I will add one other specific example since you asked about the camera movement of swinging around in that scene where the main character is waking up in the farmhouse. That idea was spontaneous in the moment, where we knew what scene we were coming out of and we had shot that one already. In the scene prior, she's letting loose and getting drunk and feeling comfortable with this new group of people. She ends up crashing and spending the night and waking up there in bed the next morning, unplanned. Where we left things was with the camera circling her with the Steadicam, doing 360s, as she's getting more intoxicated and enraptured with the world of these people. And so, waking up there in the morning was a transition, coming out of the scene from the night before with all the swirling, so we had this great idea in the moment to come out of this swirling.
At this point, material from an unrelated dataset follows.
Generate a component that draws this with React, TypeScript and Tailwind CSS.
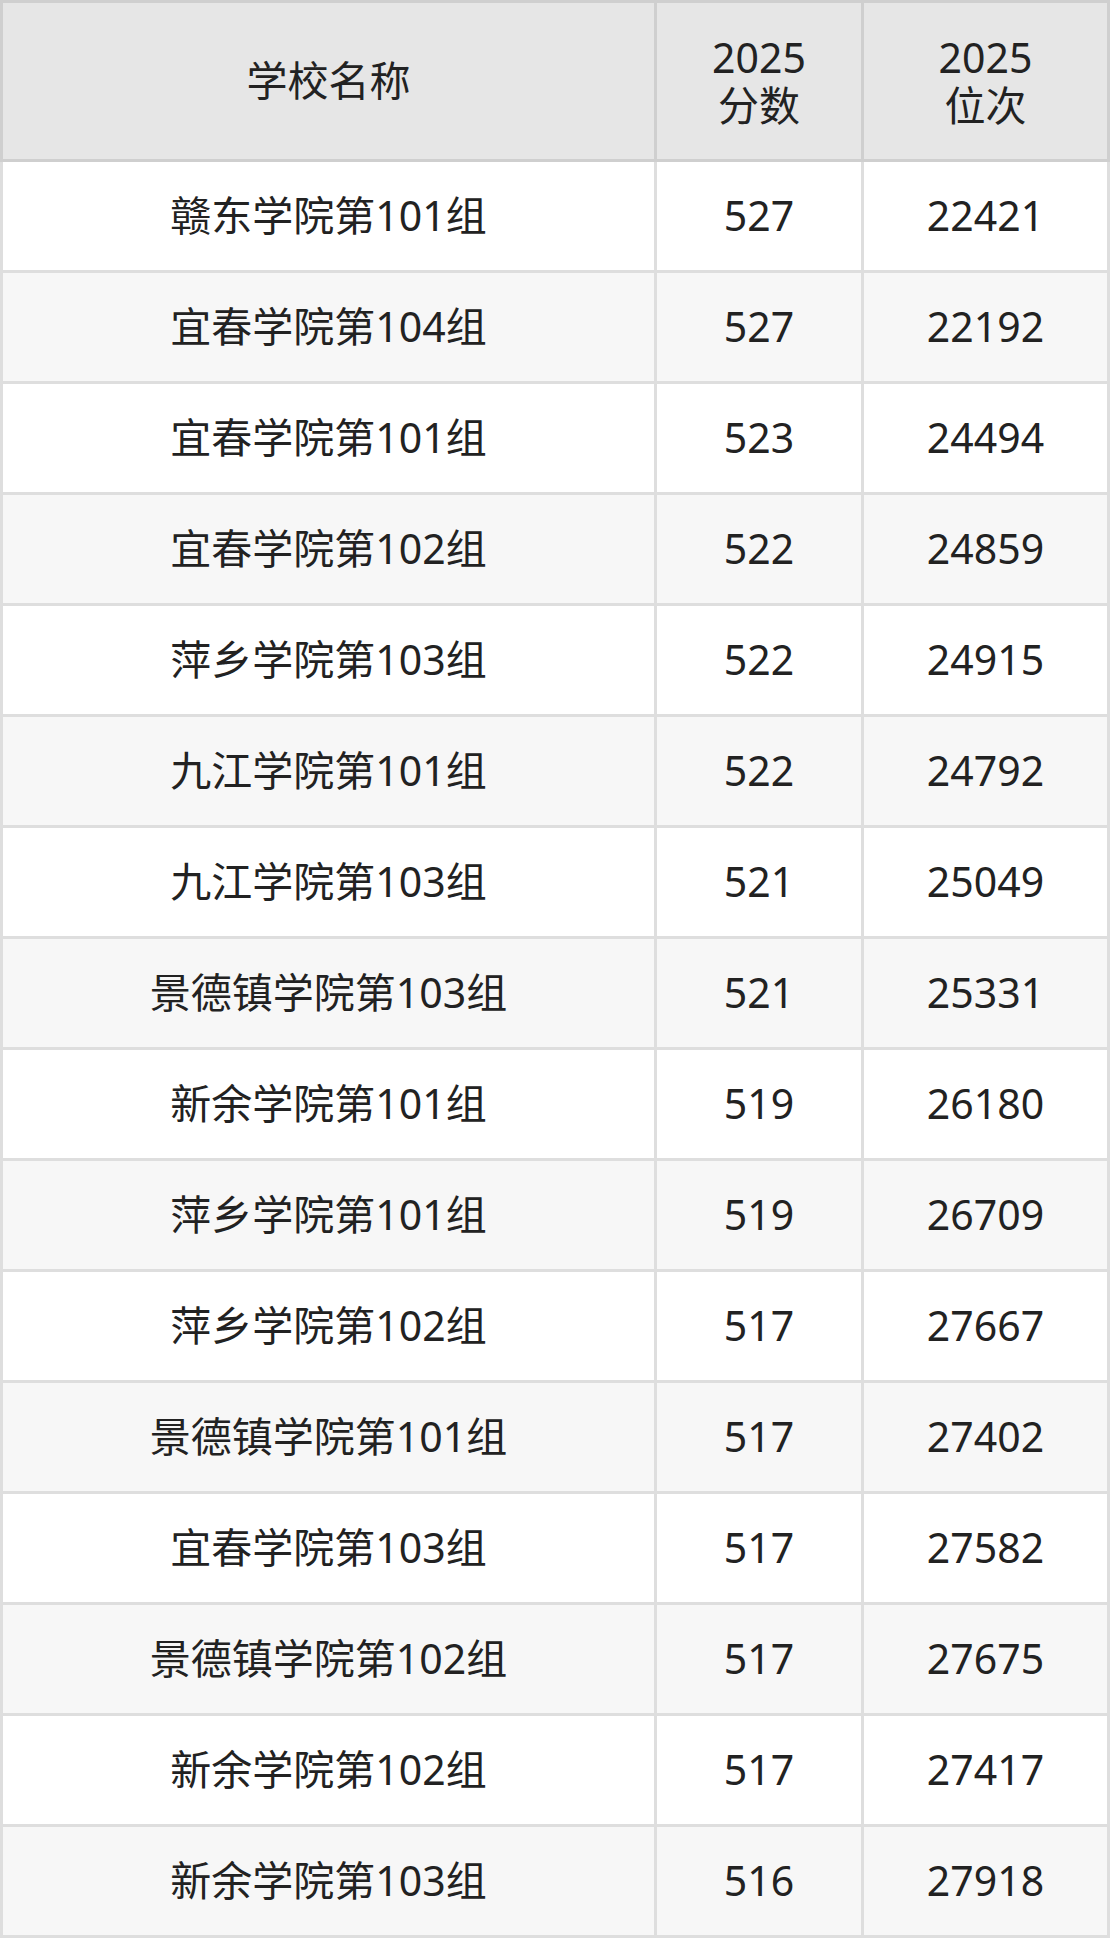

We hadn't thought of that in advance, in terms of booking some sort of specialty rig... We discussed it with the director, in terms of the idea and with the camera operator, in terms of the execution, “like what if you just started the Steadicam 90 degrees on its side and then just dropped it and let it pendulum into settling where it belongs?” We took the widest angle lens that we had. I think it's the only time in the whole movie that we use that funky 24 millimeter lens. So that shot, it's coming out of this swirly feel and landing into the next morning. We tried it, and everybody loved it. It worked really, really well. As much as I strongly believe a movie is made in prep, and I prefer to shot-list in advance, its also important to stay open to new ideas in the moment. Be present to the emotions of the story you are telling; that’s how inspiration strikes.